Digital content promotion platforms Taboola and Outbrain announced that they have entered into an agreement to merge into a single, unified company Thursday.
The combined resources of both companies have the potential to expand advertising reach for media publishers and advertisers globally, with the potential of helping digital properties scale in years to come.
The consolidated company will retain Taboola’s namesake, with Taboola founder Adam Singolda serving as CEO. According to the agreement, Outbrain shareholders will receive 30% equity in the new company and a $250 million cash payout.
Combined, the companies say they’ll serve ads across 20,000 online properties, reaching an audience of 2.6 billion.
Why we should care
For Taboola and Outbrain stakeholders, the merger has been a long time in the making given the comparative capabilities and customer bases of the two platforms.
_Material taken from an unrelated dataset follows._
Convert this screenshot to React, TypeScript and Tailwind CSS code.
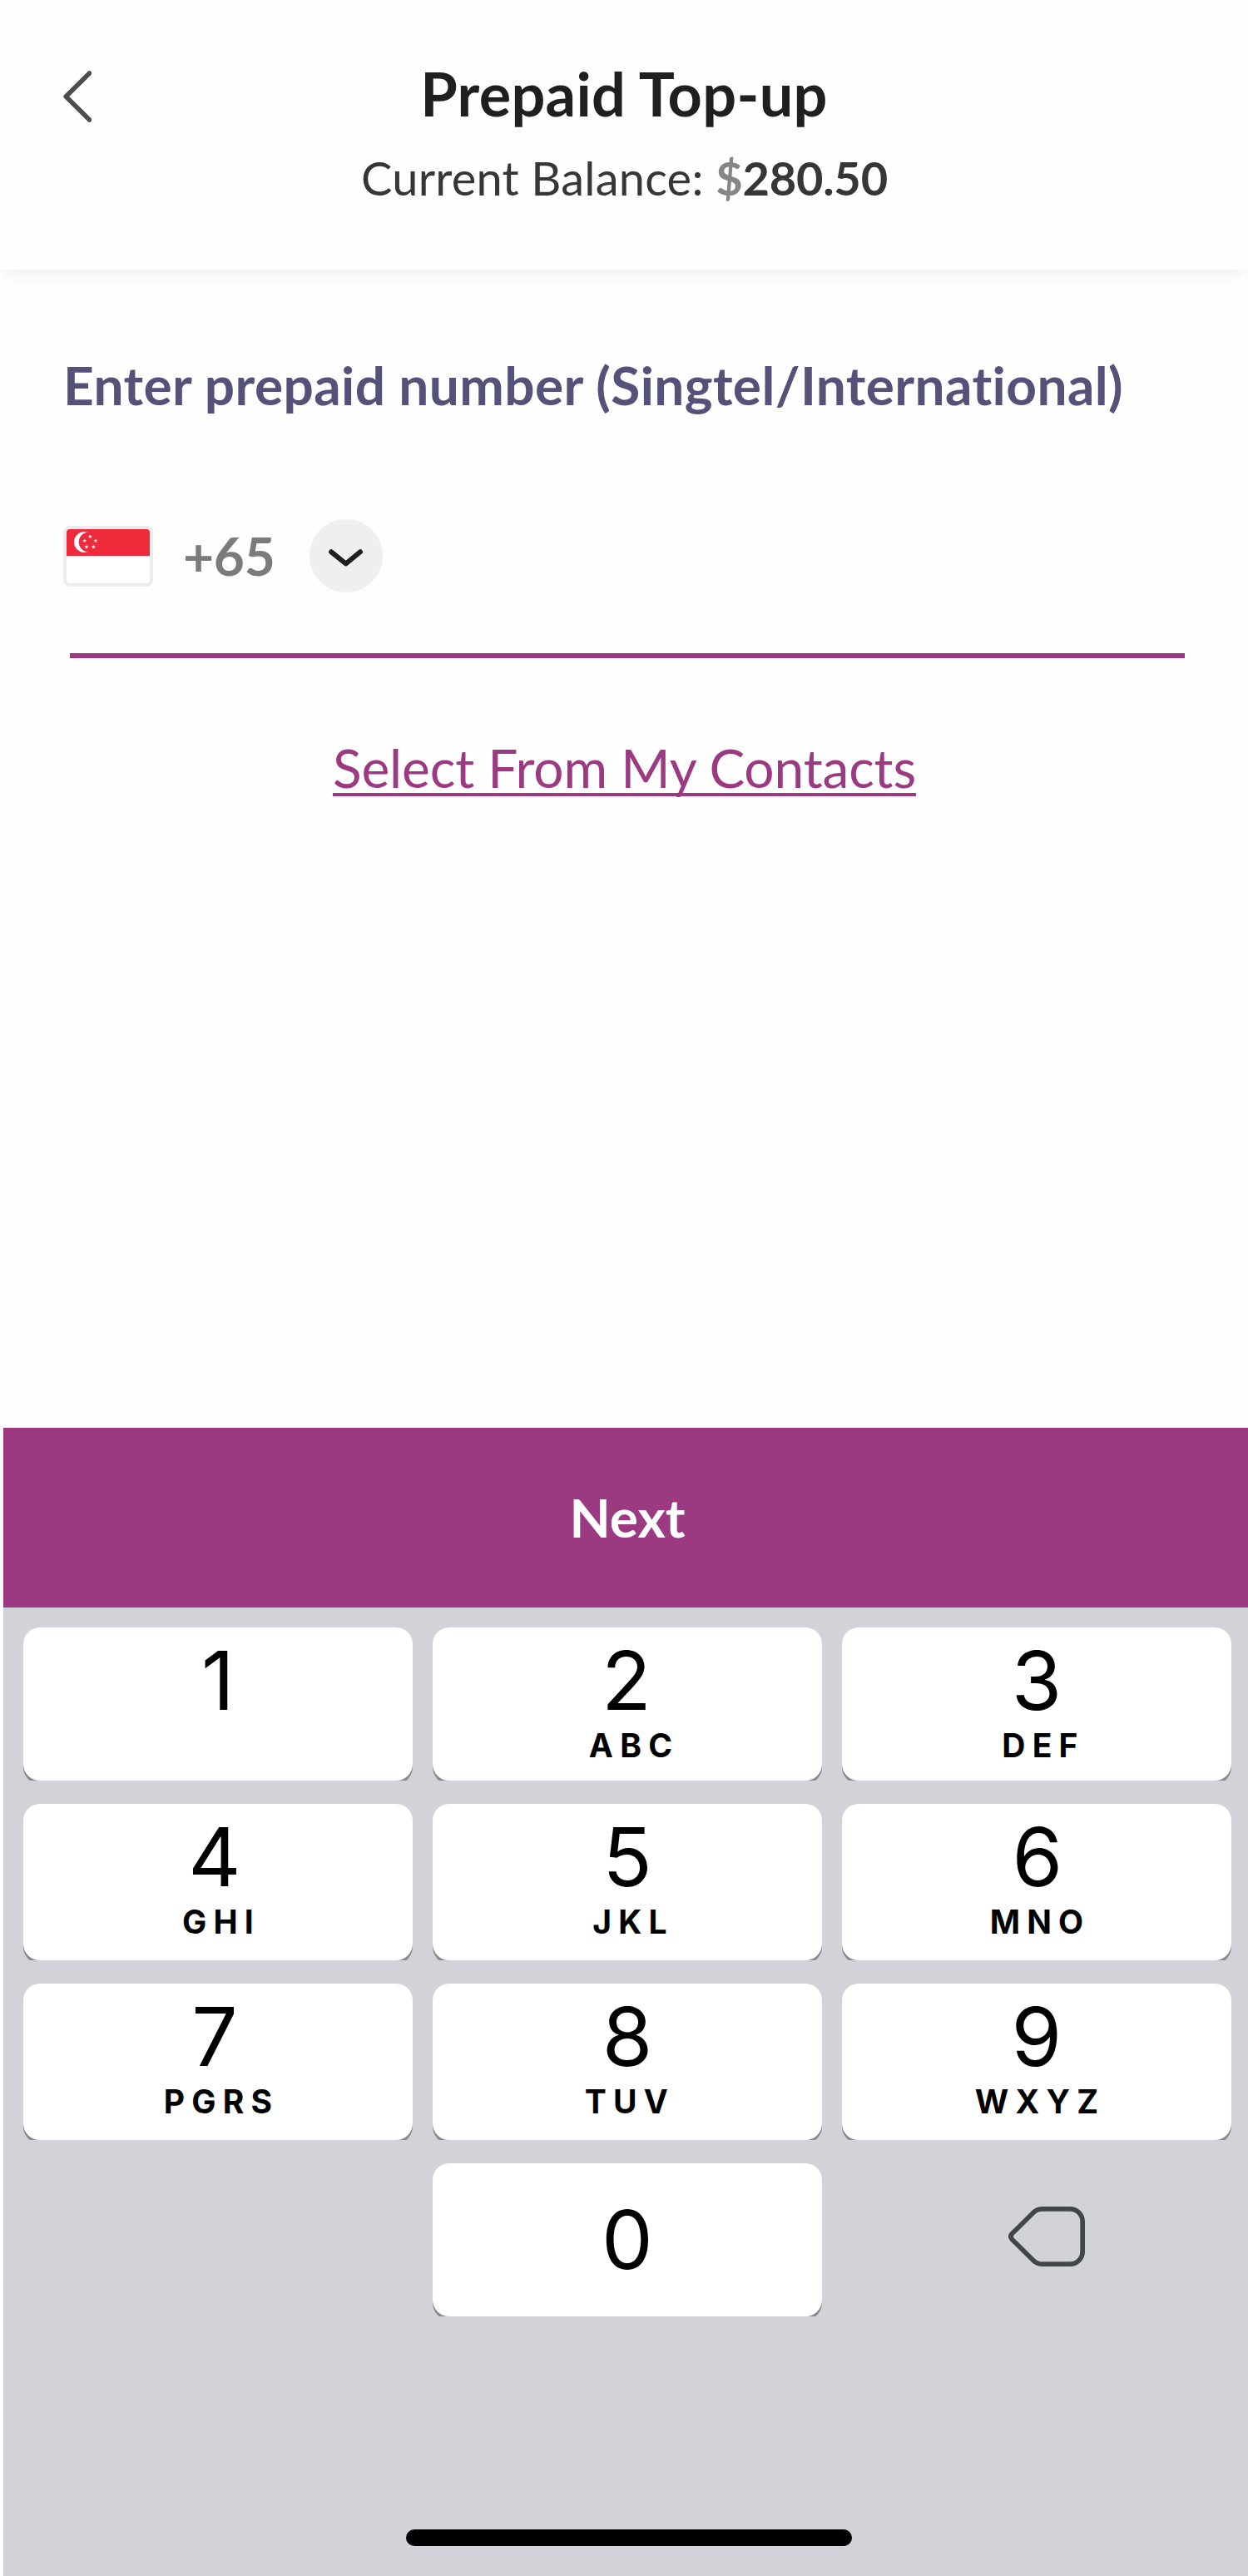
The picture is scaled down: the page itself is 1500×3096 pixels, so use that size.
import React from "react";

type PadKey = { digit: string; letters?: string; digitShift: string; lettersShift?: string };

const keyRows: { height: string; keys: PadKey[] }[] = [
  {
    height: "h-[184px]",
    keys: [
      { digit: "1", digitShift: "translate-x-0" },
      { digit: "2", letters: "ABC", digitShift: "-translate-x-px", lettersShift: "translate-x-[4px]" },
      { digit: "3", letters: "DEF", digitShift: "translate-x-0", lettersShift: "translate-x-[4px]" },
    ],
  },
  {
    height: "h-[188px]",
    keys: [
      { digit: "4", letters: "GHI", digitShift: "-translate-x-[4px]", lettersShift: "translate-x-0" },
      { digit: "5", letters: "JKL", digitShift: "translate-x-0", lettersShift: "translate-x-[3px]" },
      { digit: "6", letters: "MNO", digitShift: "translate-x-[1px]", lettersShift: "translate-x-0" },
    ],
  },
  {
    height: "h-[188px]",
    keys: [
      { digit: "7", letters: "PGRS", digitShift: "-translate-x-[4px]", lettersShift: "translate-x-0" },
      { digit: "8", letters: "TUV", digitShift: "translate-x-0", lettersShift: "-translate-x-px" },
      { digit: "9", letters: "WXYZ", digitShift: "translate-x-0", lettersShift: "translate-x-0" },
    ],
  },
];

function BackIcon() {
  return (
    <svg className="h-[64px] w-[36px]" viewBox="0 0 36 64" fill="none" stroke="#4c4c4c" strokeWidth="5.6" strokeLinecap="round" strokeLinejoin="round">
      <path d="M33.5 4 5.2 32l28.3 28" />
    </svg>
  );
}

function Star({ x, y }: { x: number; y: number }) {
  return (
    <path
      transform={`translate(${x} ${y}) scale(2.7)`}
      d="M0-1 .225-.309H.951L.363.118.588.809 0 .382-.588.809-.363.118-.951-.309H-.225Z"
      fill="#fff"
    />
  );
}

function SingaporeFlag() {
  return (
    <svg className="h-[73px] w-[108px]" viewBox="0 0 108 73">
      <rect width="108" height="73" rx="8" fill="#ececec" />
      <rect x="4" y="4" width="100" height="65" rx="4" fill="#fff" />
      <path d="M4 36.3V8a4 4 0 0 1 4-4h92a4 4 0 0 1 4 4v28.3Z" fill="#ef2b3b" />
      <circle cx="25.5" cy="19.5" r="12.5" fill="#fff" />
      <circle cx="30.7" cy="19.5" r="12" fill="#ef2b3b" />
      <Star x={32.3} y={12.9} />
      <Star x={25.7} y={17.9} />
      <Star x={39} y={17.9} />
      <Star x={28} y={25.4} />
      <Star x={36.3} y={25.4} />
    </svg>
  );
}

function BackspaceIcon() {
  return (
    <svg className="h-[72px] w-[92px]" viewBox="0 0 92 72" fill="none" stroke="#40464a" strokeWidth="5.7" strokeLinejoin="round">
      <path d="M41 2.85H74C82.5 2.85 89.15 9.5 89.15 18V54C89.15 62.5 82.5 69.15 74 69.15H41C36.5 69.15 33.5 68.2 30.5 65.2L4.7 39.7C2.3 37.2 2.3 34.8 4.7 32.3L30.5 6.8C33.5 3.8 36.5 2.85 41 2.85Z" />
    </svg>
  );
}

function Key({ item, height }: { item: PadKey; height: string }) {
  return (
    <div className={`${height} overflow-hidden`}>
      <button className="flex h-full w-full flex-col items-center rounded-[20px] bg-white pt-[14px] text-black shadow-[0_4px_0_#898a8d]">
        <span className={`block text-[98px] leading-[100px] ${item.digitShift}`}>{item.digit}</span>
        {item.letters && (
          <span className={`mt-[8px] block pl-[8px] text-[39px] font-bold leading-[40px] tracking-[8.2px] ${item.lettersShift}`}>
            {item.letters}
          </span>
        )}
      </button>
    </div>
  );
}

export default function App() {
  return (
    <div className="flex h-[3096px] w-[1500px] flex-col overflow-hidden bg-[#fefefe] font-['Lato',sans-serif]">
      <header className="grid h-[324px] shrink-0 grid-cols-[120px_1fr_120px] bg-[#fefefe] shadow-[0_10px_18px_-6px_rgba(0,0,0,0.07)]">
        <button className="mt-[84px] flex h-[64px] pl-[74px]" aria-label="Back">
          <BackIcon />
        </button>
        <div className="flex flex-col items-center pt-[68px]">
          <h1 className="whitespace-nowrap text-[72px] font-bold leading-[88px] tracking-[0.3px] text-[#1f1f1f]">Prepaid Top-up</h1>
          <p className="mt-[22px] whitespace-nowrap pl-[1px] text-[56px] leading-[72px] tracking-[0.2px] text-[#363636]">
            Current Balance: <span className="font-bold tracking-[-0.2px]"><span className="text-[#868686]">$</span>280.50</span>
          </p>
        </div>
      </header>

      <main className="flex flex-1 flex-col px-[76px] pt-[99px]">
        <h2 className="whitespace-nowrap text-[64px] font-bold leading-[80px] tracking-[0.38px] text-[#55527a]">
          Enter prepaid number (Singtel/International)
        </h2>
        <div className="mt-[121px] flex h-[88px] items-center">
          <SingaporeFlag />
          <span className="ml-[36px] w-[152px] text-[64px] font-bold leading-[80px] tracking-[-0.3px] text-[#7b7b7b]">+65</span>
          <button className="flex h-[88px] w-[88px] items-center justify-center rounded-full bg-[#efefef]" aria-label="Choose country code">
            <svg className="h-[88px] w-[88px]" viewBox="0 0 88 88" fill="none" stroke="#1f1f1f" strokeWidth="6" strokeLinecap="round" strokeLinejoin="round">
              <path d="m26.2 39.3 17.5 14.2L61 39.3" />
            </svg>
          </button>
        </div>
        <div className="ml-[8px] mt-[73px] h-[6px] w-[1340px] bg-[#9b3a80]" />
        <a className="mt-[92px] self-center whitespace-nowrap pl-[1px] text-[64px] leading-[80px] tracking-[-0.13px] text-[#9b3a80] underline decoration-4 underline-offset-[6px] [text-decoration-skip-ink:none]">
          Select From My Contacts
        </a>
      </main>

      <section className="ml-[4px] shrink-0">
        <button className="flex h-[216px] w-full items-center justify-center bg-[#9b3a80] pl-[4px] text-[64px] font-bold leading-[80px] text-white">
          Next
        </button>
        <div className="flex h-[1164px] flex-col bg-[#d2d3d8] pl-[24px] pr-[20px] pt-[24px] font-['Inter',sans-serif]">
          <div className="flex flex-col gap-[28px]">
            {keyRows.map((row) => (
              <div key={row.keys[0].digit} className="grid grid-cols-3 gap-[24px]">
                {row.keys.map((item) => (
                  <Key key={item.digit} item={item} height={row.height} />
                ))}
              </div>
            ))}
            <div className="grid grid-cols-3 gap-[24px]">
              <div />
              <div className="h-[184px] overflow-hidden">
                <button className="flex h-full w-full flex-col items-center rounded-[20px] bg-white pt-[42px] text-[98px] leading-[100px] text-black shadow-[0_4px_0_#898a8d]">
                  0
                </button>
              </div>
              <button className="flex h-[184px] pl-[200px] pt-[52px]" aria-label="Delete">
                <BackspaceIcon />
              </button>
            </div>
          </div>
          <div className="ml-[460px] mt-[256px] h-[20px] w-[536px] rounded-full bg-black" />
        </div>
      </section>
    </div>
  );
}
A newly consolidated Taboola platform could provide the scale and resources to better compete with the dominating powers of Google and Facebook.
The merged resources of the two companies could enable growth in ad serving capabilities, including e-commerce, AI, and video advertising.
More on the news
- Both companies are known for providing content recommendations in the form of text or image-based ads, using algorithms that aim to predict reader preferences.
- Taboola said it is on track to hit $1 billion in revenue by the end of the year, while Outbrain declined to share financials.
- Combined, the company will have more than 2,000 employees and approximately 20,000 customers.
- Eldad Maniv, president & COO of Taboola, and David Kostman, co-CEO of Outbrain will work together on post-merger integration.